**INFORMATION SUPPLIED:**
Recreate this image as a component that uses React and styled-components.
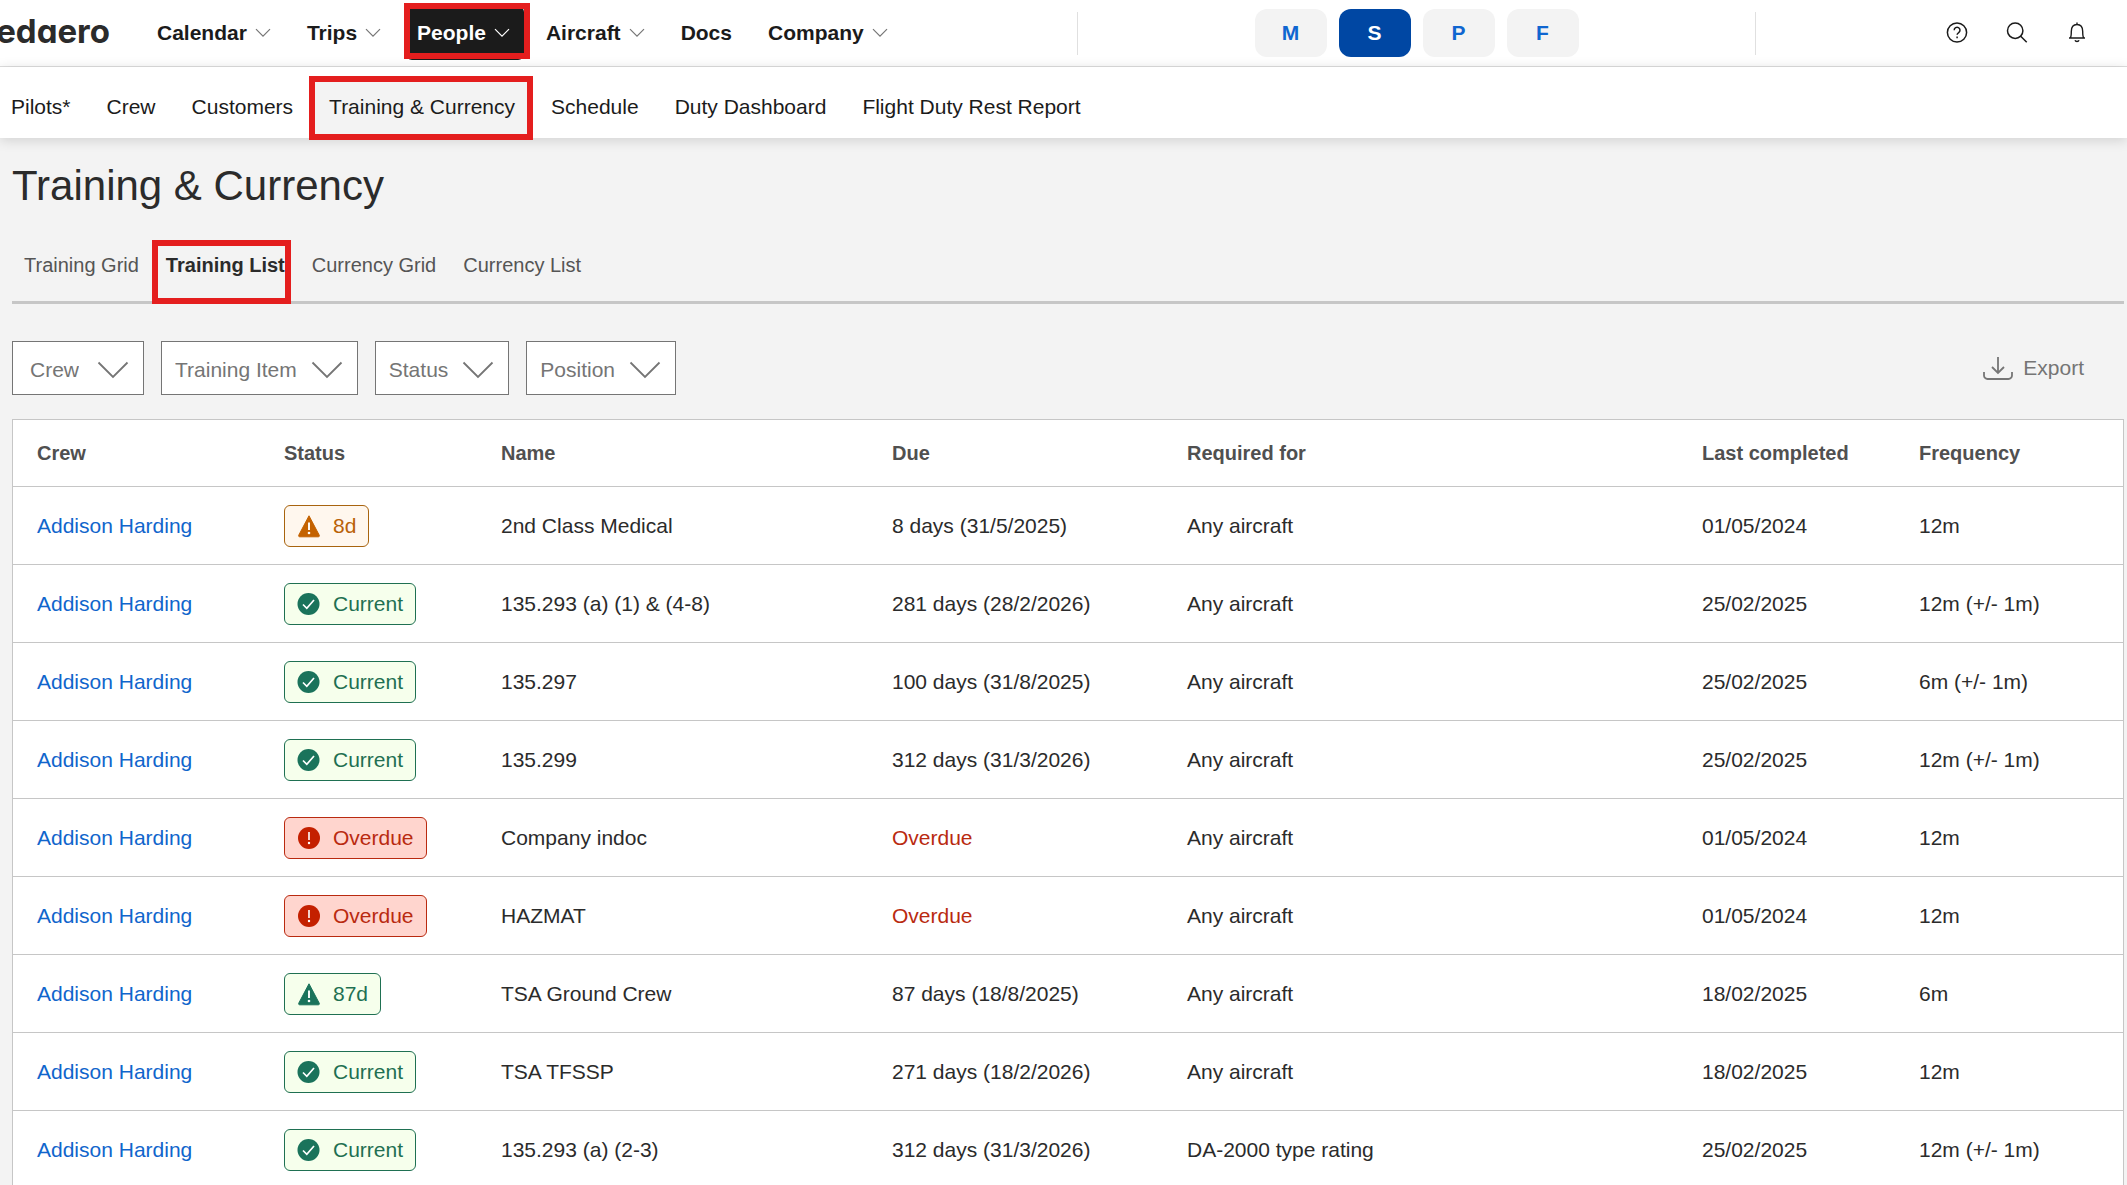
import styled, { createGlobalStyle, css } from 'styled-components'


const GlobalStyle = createGlobalStyle`
    *, *::before, *::after {
        box-sizing: border-box;
    }

    body {
        margin: 0;
        background-color: #f3f3f3;
        color: #1b1b1b;
        font-family: "Liberation Sans", Arial, sans-serif;
        font-size: 21px;
        line-height: 24px;
    }

    a {
        color: inherit;
        text-decoration: none;
    }

    button, select {
        font: inherit;
        color: inherit;
        cursor: pointer;
    }
`

const Shell = styled.div`
    display: flex;
    flex-direction: column;
    height: 100vh;
`

/* red frame that highlights a step of the walkthrough */
const highlight = css`
    position: relative;

    &::after {
        content: "";
        position: absolute;
        inset: ${props => props.$frame};
        border: 6px solid #e41e1e;
        pointer-events: none;
    }
`

const TopBar = styled.header`
    display: flex;
    align-items: center;
    flex-shrink: 0;
    height: 67px;
    background-color: #fff;
    border-bottom: 1px solid #dfdfdf;
`

const Logo = styled.a`
    display: flex;
    justify-content: flex-end;
    width: 110px;
    margin-right: 47px;
    color: #2b2b2b;
    font-family: Inter, sans-serif;
    font-size: 33px;
    font-weight: 700;
    line-height: 44px;
    padding-bottom: 4px;
    font-feature-settings: "cv11";
`

const MainNav = styled.nav`
    display: flex;
    align-items: center;
    gap: 36px;
`

const MenuButton = styled.button`
    display: flex;
    align-items: center;
    gap: 8px;
    height: 54px;
    padding: 0;
    border: 0;
    background: none;
    font-weight: 700;

    svg {
        color: #767676;
    }

    ${props => props.$active && css`
        ${highlight}
        margin: 0 -14px 0 -11px;
        padding: 0 14px 0 11px;
        border-radius: 6px;
        background-color: #1b1b1b;
        color: #fff;

        svg {
            color: #fff;
        }
    `}
`

const MenuLink = styled.a`
    font-weight: 700;
`

const Switcher = styled.div`
    display: flex;
    align-items: center;
    justify-content: center;
    gap: 12px;
    width: 679px;
    height: 43px;
    margin-left: auto;
    border: solid #e0e0e0;
    border-width: 0 1px;
`

const SwitchButton = styled.button`
    width: 72px;
    height: 48px;
    padding: 0;
    border: 0;
    border-radius: 12px;
    background-color: ${props => (props.$active ? '#0047a3' : '#f3f3f3')};
    color: ${props => (props.$active ? '#fff' : '#0f66d0')};
    font-weight: 700;
`

const Tools = styled.div`
    display: flex;
    justify-content: flex-end;
    gap: 36px;
    width: 371px;
    padding-right: 38px;
`

const IconButton = styled.button`
    display: flex;
    padding: 0;
    border: 0;
    background: none;
`

const SubNav = styled.nav`
    position: relative;
    z-index: 1;
    display: flex;
    align-items: center;
    flex-shrink: 0;
    gap: 36px;
    height: 71px;
    padding: 11px 11px 2px;
    background-color: #fff;
    box-shadow: 0 2px 12px rgba(0, 0, 0, .15);
`

const SubLink = styled.a`
    line-height: 58px;

    ${props => props.$active && css`
        ${highlight}
        margin: 0 -14px;
        padding: 0 14px;
        background-color: #f3f3f3;
    `}
`

const Content = styled.main`
    flex: 1;
    min-height: 0;
    padding: 24px 3px 0 12px;
    overflow: auto;
    scrollbar-width: none;
`

const PageTitle = styled.h1`
    margin: 0;
    color: #2b2b2b;
    font-size: 42px;
    font-weight: 400;
    line-height: 48px;
`

const Tabs = styled.div`
    display: flex;
    gap: 27px;
    height: 94px;
    padding: 43px 12px 0;
    border-bottom: 3px solid #c6c6c6;
`

const Tab = styled.button`
    height: 24px;
    padding: 0;
    border: 0;
    background: none;
    color: #555;
    font-size: 20px;

    ${props => props.$active && css`
        ${highlight}
        color: #2b2b2b;
        font-weight: 700;
    `}
`

const FilterBar = styled.div`
    display: flex;
    align-items: center;
    gap: 17px;
    padding: 37px 0 24px;
`

const FilterBox = styled.div`
    position: relative;
    color: #757575;

    svg {
        position: absolute;
        top: 20px;
        right: 15px;
        pointer-events: none;
    }
`

const FilterSelect = styled.select`
    display: block;
    field-sizing: content;
    height: 54px;
    padding: ${props => (props.$roomy ? '3px 64px 0 17px' : '3px 60px 0 13px')};
    border: 1px solid #757575;
    border-radius: 0;
    background-color: #fff;
    appearance: none;
`

const ExportButton = styled.button`
    display: flex;
    align-items: center;
    gap: 9px;
    margin-left: auto;
    padding: 0 40px 0 0;
    border: 0;
    background: none;
    color: #757575;
`

const Table = styled.table`
    width: 100%;
    table-layout: fixed;
    border: 1px solid #c6c6c6;
    border-spacing: 0;
    background-color: #fff;
    color: #2b2b2b;
`

const HeadCell = styled.th`
    width: ${props => props.$width || 'auto'};
    height: 66px;
    padding: 0 0 0 24px;
    color: #505050;
    font-size: 20px;
    font-weight: 700;
    text-align: left;
`

const Cell = styled.td`
    height: 78px;
    padding: 0 0 0 24px;
    border-top: 1px solid #c6c6c6;
    color: ${props => (props.$overdue ? '#b92a10' : 'inherit')};
`

const CrewLink = styled.a`
    color: #1065cc;
`

const tones = {
    amber: { text: '#b96208', icon: '#c46200', border: '#a8640f', background: '#fff7ee' },
    green: { text: '#1f7052', icon: '#1a735b', border: '#1f7052', background: '#f6ffec' },
    red: { text: '#b92a10', icon: '#c42000', border: '#b92a10', background: '#ffd5ce' },
}

const Badge = styled.span`
    display: inline-flex;
    align-items: center;
    gap: 12px;
    height: 42px;
    padding: 0 12px;
    border: 1px solid ${props => tones[props.$tone].border};
    border-radius: 6px;
    background-color: ${props => tones[props.$tone].background};
    color: ${props => tones[props.$tone].text};
    vertical-align: middle;

    svg {
        color: ${props => tones[props.$tone].icon};
    }
`


function SmallChevron() {
    return (
        <svg width="16" height="10" viewBox="0 0 16 10" fill="none" stroke="currentColor" strokeWidth="1.2">
            <path d="M1 1.2 8 8.2l7-7" />
        </svg>
    )
}

function LargeChevron() {
    return (
        <svg width="32" height="18" viewBox="0 0 32 18" fill="none" stroke="currentColor" strokeWidth="1.8">
            <path d="M1.5 1.5 16 16 30.5 1.5" />
        </svg>
    )
}

function HelpIcon() {
    return (
        <svg width="24" height="24" viewBox="0 0 24 24" fill="none" stroke="currentColor" strokeWidth="1.5">
            <circle cx="12" cy="11.5" r="9.6" />
            <path d="M9.2 9.2a2.9 2.9 0 1 1 4.5 2.4c-1 .7-1.6 1.200-1.6 2.2" />
            <path d="M12.1 15.500v1.8" />
        </svg>
    )
}

function SearchIcon() {
    return (
        <svg width="24" height="24" viewBox="0 0 24 24" fill="none" stroke="currentColor" strokeWidth="1.5">
            <circle cx="10.200" cy="9.700" r="7.700" />
            <path d="m15.700 15.200 6 6" />
        </svg>
    )
}

function BellIcon() {
    return (
        <svg width="24" height="24" viewBox="0 0 24 24" fill="none" stroke="currentColor" strokeWidth="1.4">
            <path d="M12 1.500v2M4 17h16M5.300 17c.9-1.400 1-3 1-6.500 0-4.200 2.200-7 5.700-7s5.700 2.800 5.700 7c0 3.500.1 5.100 1 6.500" />
            <path d="M10 19.300c.5 1.500 3.500 1.500 4 0" />
        </svg>
    )
}

function ExportIcon() {
    return (
        <svg width="32" height="26" viewBox="0 0 32 26" fill="none" stroke="currentColor" strokeWidth="1.800">
            <path d="M16 2v16M10 12l6 6 6-6" />
            <path d="M2 17v3.500a3.500 3.500 0 0 0 3.500 3.500h21a3.500 3.500 0 0 0 3.500-3.500V17" />
        </svg>
    )
}

function WarningIcon() {
    return (
        <svg width="24" height="24" viewBox="0 0 24 24">
            <path d="M12 1.800 1.700 21.300a1 1 0 0 0 .9 1.500h18.800a1 1 0 0 0 .9-1.500Z" fill="currentColor" stroke="currentColor" strokeLinejoin="round" />
            <path d="M12 8.500v7.500" stroke="#fff" strokeWidth="1.900" />
            <circle cx="12" cy="19" r="1.300" fill="#fff" />
        </svg>
    )
}

function CheckIcon() {
    return (
        <svg width="24" height="24" viewBox="0 0 24 24">
            <circle cx="11.500" cy="12" r="11" fill="currentColor" />
            <path d="m6 12.500 3.800 3.800L17 8" fill="none" stroke="#fff" strokeWidth="1.700" />
        </svg>
    )
}

function AlertIcon() {
    return (
        <svg width="24" height="24" viewBox="0 0 24 24">
            <circle cx="12" cy="12" r="11" fill="currentColor" />
            <path d="M12 6v8" stroke="#fff" strokeWidth="1.600" />
            <circle cx="12" cy="17" r="1.200" fill="#fff" />
        </svg>
    )
}


const badgeIcons = {
    warning: WarningIcon,
    check: CheckIcon,
    alert: AlertIcon,
}

const statuses = {
    due: { tone: 'amber', icon: 'warning' },
    soon: { tone: 'green', icon: 'warning' },
    current: { tone: 'green', icon: 'check' },
    overdue: { tone: 'red', icon: 'alert' },
}

const subPages = ['Pilots*', 'Crew', 'Customers', 'Training & Currency', 'Schedule', 'Duty Dashboard', 'Flight Duty Rest Report']

const tabs = ['Training Grid', 'Training List', 'Currency Grid', 'Currency List']

const filters = ['Crew', 'Training Item', 'Status', 'Position']

const columns = [
    { title: 'Crew', width: '247px' },
    { title: 'Status', width: '217px' },
    { title: 'Name', width: '391px' },
    { title: 'Due', width: '295px' },
    { title: 'Required for' },
    { title: 'Last completed', width: '217px' },
    { title: 'Frequency', width: '228px' },
]

const rows = [
    { status: 'due', label: '8d', name: '2nd Class Medical', due: '8 days (31/5/2025)', required: 'Any aircraft', completed: '01/05/2024', frequency: '12m' },
    { status: 'current', label: 'Current', name: '135.293 (a) (1) & (4-8)', due: '281 days (28/2/2026)', required: 'Any aircraft', completed: '25/02/2025', frequency: '12m (+/- 1m)' },
    { status: 'current', label: 'Current', name: '135.297', due: '100 days (31/8/2025)', required: 'Any aircraft', completed: '25/02/2025', frequency: '6m (+/- 1m)' },
    { status: 'current', label: 'Current', name: '135.299', due: '312 days (31/3/2026)', required: 'Any aircraft', completed: '25/02/2025', frequency: '12m (+/- 1m)' },
    { status: 'overdue', label: 'Overdue', name: 'Company indoc', due: 'Overdue', required: 'Any aircraft', completed: '01/05/2024', frequency: '12m' },
    { status: 'overdue', label: 'Overdue', name: 'HAZMAT', due: 'Overdue', required: 'Any aircraft', completed: '01/05/2024', frequency: '12m' },
    { status: 'soon', label: '87d', name: 'TSA Ground Crew', due: '87 days (18/8/2025)', required: 'Any aircraft', completed: '18/02/2025', frequency: '6m' },
    { status: 'current', label: 'Current', name: 'TSA TFSSP', due: '271 days (18/2/2026)', required: 'Any aircraft', completed: '18/02/2025', frequency: '12m' },
    { status: 'current', label: 'Current', name: '135.293 (a) (2-3)', due: '312 days (31/3/2026)', required: 'DA-2000 type rating', completed: '25/02/2025', frequency: '12m (+/- 1m)' },
]


function StatusBadge({ status, label }) {
    const { tone, icon } = statuses[status]
    const Icon = badgeIcons[icon]

    return (
        <Badge $tone={tone}>
            <Icon />
            {label}
        </Badge>
    )
}

function Header() {
    return (
        <TopBar>
            <Logo href="#">edaero</Logo>
            <MainNav aria-label="Main">
                <MenuButton>Calendar <SmallChevron /></MenuButton>
                <MenuButton>Trips <SmallChevron /></MenuButton>
                <MenuButton $active $frame="-3px -6px 1px -2px">People <SmallChevron /></MenuButton>
                <MenuButton>Aircraft <SmallChevron /></MenuButton>
                <MenuLink href="#">Docs</MenuLink>
                <MenuButton>Company <SmallChevron /></MenuButton>
            </MainNav>
            <Switcher>
                {['M', 'S', 'P', 'F'].map(letter => (
                    <SwitchButton key={letter} $active={letter === 'S'}>{letter}</SwitchButton>
                ))}
            </Switcher>
            <Tools>
                <IconButton aria-label="Help"><HelpIcon /></IconButton>
                <IconButton aria-label="Search"><SearchIcon /></IconButton>
                <IconButton aria-label="Notifications"><BellIcon /></IconButton>
            </Tools>
        </TopBar>
    )
}

function TrainingTable() {
    return (
        <Table>
            <thead>
                <tr>
                    {columns.map(column => (
                        <HeadCell key={column.title} $width={column.width}>{column.title}</HeadCell>
                    ))}
                </tr>
            </thead>
            <tbody>
                {rows.map(row => (
                    <tr key={row.name}>
                        <Cell><CrewLink href="#">Addison Harding</CrewLink></Cell>
                        <Cell><StatusBadge status={row.status} label={row.label} /></Cell>
                        <Cell>{row.name}</Cell>
                        <Cell $overdue={row.status === 'overdue'}>{row.due}</Cell>
                        <Cell>{row.required}</Cell>
                        <Cell>{row.completed}</Cell>
                        <Cell>{row.frequency}</Cell>
                    </tr>
                ))}
            </tbody>
        </Table>
    )
}

function App() {
    return (
        <Shell>
            <GlobalStyle />
            <Header />
            <SubNav aria-label="People">
                {subPages.map(page => (
                    <SubLink key={page} href="#" $active={page === 'Training & Currency'} $frame="-2px -4px -4px -6px">{page}</SubLink>
                ))}
            </SubNav>
            <Content>
                <PageTitle>Training & Currency</PageTitle>
                <Tabs role="tablist">
                    {tabs.map(tab => (
                        <Tab key={tab} role="tab" aria-selected={tab === 'Training List'} $active={tab === 'Training List'} $frame="-13px -6px -27px -14px">{tab}</Tab>
                    ))}
                </Tabs>
                <FilterBar>
                    {filters.map(filter => (
                        <FilterBox key={filter}>
                            <FilterSelect aria-label={filter} $roomy={filter === 'Crew'}>
                                <option>{filter}</option>
                            </FilterSelect>
                            <LargeChevron />
                        </FilterBox>
                    ))}
                    <ExportButton><ExportIcon /> Export</ExportButton>
                </FilterBar>
                <TrainingTable />
            </Content>
        </Shell>
    )
}

export default App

**DIRECTIONS:** Find every line containing the word "that", then give the total and nothing more.

**OUTPUT OF THE TASK:** 2